No ranking perverso dos quatro estados, os fumantes do Rio Grande do Norte ocupam o segundo lugar, com 893 milhões de unidades de cigarro tragadas pelos potiguares em 2017. Foi lá que Polícia Civil achou, por acaso, em julho deste ano, uma carga clandestina avaliada em R$ 1 milhão na cidade de São Gonçalo do Amarante, Região Metropolitana de Natal. “Estávamos procurando uma carga de achocolatado que tinha sido roubada. Recebemos uma informação sobre esse galpão achando que essa carga estava lá, mas quando entramos flagramos os cigarros ”, recorda Luciano Chaves, delegado adjunto de Roubo de Cargas. Ninguém foi preso e o investigação foi transferida para a Polícia Federal, que não comenta o assunto.
Em terceiro lugar, a Paraíba registrou 883 milhões de cigarros paraguaios vendidos no ano passado. No estado, esse tipo de crime está na mira do delegado Getúlio Machado, titular da Delegacia de Roubos e Furtos de Veículos. Machado não soube informar os números das apreensões, mas, no final de agosto, 10 mil carteiras foram apreendidas pelo Procon em oito cidades.

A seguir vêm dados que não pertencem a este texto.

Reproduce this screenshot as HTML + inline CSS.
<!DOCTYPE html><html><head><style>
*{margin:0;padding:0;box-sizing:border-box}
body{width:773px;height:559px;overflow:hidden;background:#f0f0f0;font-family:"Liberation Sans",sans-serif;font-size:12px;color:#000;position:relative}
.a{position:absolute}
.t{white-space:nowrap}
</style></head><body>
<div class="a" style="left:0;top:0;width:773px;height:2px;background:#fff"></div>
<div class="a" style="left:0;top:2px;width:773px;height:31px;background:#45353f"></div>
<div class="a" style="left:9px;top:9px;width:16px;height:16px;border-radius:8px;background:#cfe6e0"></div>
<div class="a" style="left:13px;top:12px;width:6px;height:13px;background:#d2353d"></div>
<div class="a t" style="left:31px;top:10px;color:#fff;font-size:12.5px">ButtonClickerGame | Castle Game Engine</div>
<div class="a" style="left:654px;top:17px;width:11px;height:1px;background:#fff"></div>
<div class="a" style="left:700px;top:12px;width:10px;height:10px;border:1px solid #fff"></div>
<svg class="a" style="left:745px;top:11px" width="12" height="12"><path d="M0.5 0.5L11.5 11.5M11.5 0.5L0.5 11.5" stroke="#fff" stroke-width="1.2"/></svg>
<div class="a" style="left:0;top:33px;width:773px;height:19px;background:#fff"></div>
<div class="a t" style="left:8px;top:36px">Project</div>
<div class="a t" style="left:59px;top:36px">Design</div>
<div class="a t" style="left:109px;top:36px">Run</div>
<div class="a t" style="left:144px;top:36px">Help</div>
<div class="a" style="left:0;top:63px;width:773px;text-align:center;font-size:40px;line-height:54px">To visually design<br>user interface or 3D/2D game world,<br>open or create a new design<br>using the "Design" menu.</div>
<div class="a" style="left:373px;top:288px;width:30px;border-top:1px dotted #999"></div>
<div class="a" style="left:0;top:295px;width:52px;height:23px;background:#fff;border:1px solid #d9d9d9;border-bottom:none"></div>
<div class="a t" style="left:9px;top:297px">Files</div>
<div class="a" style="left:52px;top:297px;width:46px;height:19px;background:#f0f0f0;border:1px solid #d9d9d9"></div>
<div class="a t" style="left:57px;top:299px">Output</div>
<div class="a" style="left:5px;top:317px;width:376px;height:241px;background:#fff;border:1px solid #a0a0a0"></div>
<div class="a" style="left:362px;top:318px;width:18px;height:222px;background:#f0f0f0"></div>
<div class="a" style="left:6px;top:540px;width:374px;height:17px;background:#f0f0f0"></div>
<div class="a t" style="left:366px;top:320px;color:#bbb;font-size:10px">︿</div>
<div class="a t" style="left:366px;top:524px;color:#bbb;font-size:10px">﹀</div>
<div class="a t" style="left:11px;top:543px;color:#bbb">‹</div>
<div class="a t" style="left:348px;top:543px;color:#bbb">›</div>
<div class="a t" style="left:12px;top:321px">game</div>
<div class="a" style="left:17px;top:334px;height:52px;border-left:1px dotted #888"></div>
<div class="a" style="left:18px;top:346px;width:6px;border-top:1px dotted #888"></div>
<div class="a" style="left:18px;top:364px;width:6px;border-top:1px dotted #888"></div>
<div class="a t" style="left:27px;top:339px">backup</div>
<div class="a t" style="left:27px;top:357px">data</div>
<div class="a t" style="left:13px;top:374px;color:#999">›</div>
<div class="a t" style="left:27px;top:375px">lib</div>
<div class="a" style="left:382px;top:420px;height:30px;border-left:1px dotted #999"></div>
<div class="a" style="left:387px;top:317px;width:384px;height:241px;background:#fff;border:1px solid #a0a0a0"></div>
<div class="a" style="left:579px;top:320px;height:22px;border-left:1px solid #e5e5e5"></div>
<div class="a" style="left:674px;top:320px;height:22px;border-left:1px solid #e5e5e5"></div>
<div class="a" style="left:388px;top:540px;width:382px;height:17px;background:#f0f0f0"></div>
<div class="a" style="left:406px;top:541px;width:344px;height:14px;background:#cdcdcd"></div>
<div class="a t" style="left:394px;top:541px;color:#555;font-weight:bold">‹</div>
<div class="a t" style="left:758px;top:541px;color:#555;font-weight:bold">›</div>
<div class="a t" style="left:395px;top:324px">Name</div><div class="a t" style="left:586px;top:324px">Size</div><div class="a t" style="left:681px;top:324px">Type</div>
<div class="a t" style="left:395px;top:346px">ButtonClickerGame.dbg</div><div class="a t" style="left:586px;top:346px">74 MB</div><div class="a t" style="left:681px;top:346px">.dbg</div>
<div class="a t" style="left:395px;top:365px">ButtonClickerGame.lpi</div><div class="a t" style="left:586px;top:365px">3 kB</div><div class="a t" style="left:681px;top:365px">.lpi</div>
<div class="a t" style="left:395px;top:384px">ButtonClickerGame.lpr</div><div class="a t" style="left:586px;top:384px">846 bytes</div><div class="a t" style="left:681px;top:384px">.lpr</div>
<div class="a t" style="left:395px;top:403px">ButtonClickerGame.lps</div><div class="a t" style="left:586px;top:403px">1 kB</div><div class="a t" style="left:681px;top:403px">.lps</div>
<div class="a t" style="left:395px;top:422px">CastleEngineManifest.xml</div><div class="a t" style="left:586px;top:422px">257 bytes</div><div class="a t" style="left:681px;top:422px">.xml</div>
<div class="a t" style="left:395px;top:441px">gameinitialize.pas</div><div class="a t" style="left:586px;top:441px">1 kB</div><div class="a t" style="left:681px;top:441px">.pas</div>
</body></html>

A última apreensão da polícia, recorda ele, ocorreu há cerca de um ano, quando um depósito caseiro, usado como ponto de distribuição, foi descoberto por sua equipe. O delegado elege a estrutura policial acanhada como álibi dos resultados pouco expressivos: “Tenho doze policiais para investigar todos os tipos de roubos de cargas que acontecem na Paraíba, incluindo (roubos) de eletrodomésticos, alimentos e remédios. Se derem mais estrutura, talvez a coisa seja diferente”.
Na rabeira da lista de volume vendido, Alagoas teve 443 milhões de unidades que foram parar nos cinzeiros em 2017. No entanto, é o estado que apresentou a maior crescimento em relação aos anos anteriores (222%).
Somente em Pernambuco, maior consumidor entre os quatro estados, cerca de 1,8 bilhão de cigarros contrabandeados foram consumidos no ano passado. Para descortinar o tamanho do problema, é como se os 144 mil quilômetros que separam a Terra do Sol fossem interligados por uma imensa fileira indiana com todos os cigarros piratas acesos no estado em 2017, quando mais da metade de todos os maços tinha DNA paraguaio.
Em vários pontos da capital pernambucana, uma carteira clandestina das marcas Gift ou Mix pode ser levada pela pechincha de R$ 2,50 no entorno do Camelódromo da Avenida Dantas Barreto, no bairro de Santo Antônio. A evasão fiscal – ou seja, o que os estados deixaram de arrecadar em impostos – chegou a R$ 204 milhões em 2017.